The question of how to live was hotly debated between Catholics and Calvinist Protestants, but both broadly agreed that we are all fallen, corrupt and sinful. Salvation - a ticket to Heaven rather than Hell once your earthly goose is cooked - was a gift from God, not based on your personal merits or anything you might have said or done. God’s ‘grace’ was a choice to save an elect predetermined population, and the priests and ministers could tell you who was In and who was Out.
It must have been terrifying to live with the understanding that eternal damnation awaited you at the end of a brutal struggle, with a very good chance that you might be seen off at any minute by a torrid fight for power between two elites. Radical thinkers were thus inspired to think outside the box. Among these were George Fox, who had a revelation on the top of Pendle Hill in Lancashire. We grew up in the shadow of that remarkable hill, and its famously eerie aspect. Fox would have known of the famous witch trials of just 40 years earlier when he obeyed a whim (or a command from God, depending on your outlook) to climb to the top, in the days when hill-walking was only for sheep.
Fox had a spiritual experience, in which God’s love and power was released within him. In other words, rather than listening to priests and ministers frightening people into the grave, he suggested that if we listen closely enough, the voice of God (or the right thing to do, depending on your outlook) could be heard from within each and every one of us. He said we could all be ‘set free from sin’ by nurturing this precious seed with focus and stillness.
The spectacularly radical aspect of this is how everyone is therefore spiritually equal - men, women and children of all backgrounds. This was extremely subversive, somewhat arrogant and hugely popular among the disenfranchised. That day on Pendle Hill, Fox decided he should spread the word and wound up founding a successful global non-conformist movement. He encouraged people to look within for answers, and to think for themselves.
We know about it because of The Journal of George Fox, which he dictated to others, for he seems to have been dyslexic. One of these amanuenses was our 7x great-grandfather, Edward Haistwell*, who had a sort of apprenticeship with Fox, and whose expenses were recorded in Margaret Fell’s accounting book under the affectionate ‘Neddy Haistwhistle’. It must have been a good education, because by the 1690s Neddy was one of the largest tobacco merchants in London, and some silk from the damask curtains he once owned (suspiciously flashy for a Quaker gentleman) can be seen in the V&A museum!
Curtains aside, what struck me about Fox’s revolutionary idea was that he disrupted the ‘shame spiral’ for himself, and for his community.
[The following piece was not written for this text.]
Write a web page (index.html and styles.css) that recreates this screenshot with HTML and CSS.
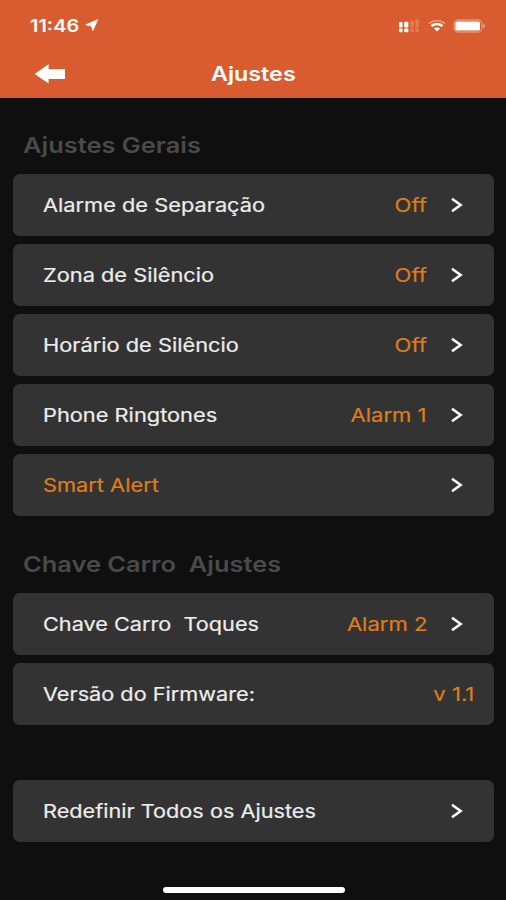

You are not inherently sinful! He told people to stop absorbing shame and blame, and start seeing their life as a great and noble calling, not a mean and grovelling thing to shuffle though as best they could, as Gladstone might have put it.
In psychology they talk of ‘externalising’ and ‘internalising’ agency, and therefore blame and shame. Externalisers tend to feel everything is someone else’s fault, and there’s nothing they can do to change how things turn out. Not necessarily pessimistic, externalisers accept whatever comes as though it were as uncontrollable as the weather. Internalisers, on the other hand, tend to feel responsible for everything, however far out of their hands things may be. They take credit for success and accept the blame for failure. If only they had done something differently then none of it would have happened. Perhaps you recognise yourself in these extremes, although most of us flounder somewhere in the middle.
Social psychology identifies a phenomenon known as ‘fundamental attribution error’ (or sometimes ‘correspondence bias', but that sounds like something to do with our last post about the two letters that changed the course of 1924). People tend to apply different underlying causes to their own behaviour compared to other peoples’. They put more weight on what people are like than what might be happening to them, when explaining their behaviour. But when we explain ourselves, we put more weight on our situation than our disposition. So he’s late because he’s selfish whereas I’m late because of traffic. She got into Cambridge because she’s good at maths, whereas I got in because I worked really hard.**
It seems like 400 year-old George Fox would encourage us to internalise just enough to take responsibility for ourselves, but not so much that we take on blame and shame for things outside our control. So, next time you feel yourself sliding down a shame-spiral, reach out and cling to the unlikely duo of George Fox and William Gladstone who offer you a hand each. Use their faith in you to climb up to ‘an elevated and lofty destiny’. You don’t have to found a religion or be made Prime Minister (four times!) to do that, because Fox’s radical egalitarianism tells us that we all contain a seed of brilliance.
All we have to do is let it grow.
* Haistwell was our mother’s father’s father’s mother’s father’s mother’s father’s father. Or something like that
** these are merely examples; we are too angsty to be late, we are both terrible at maths, and most certainly did not attend Cambridge university.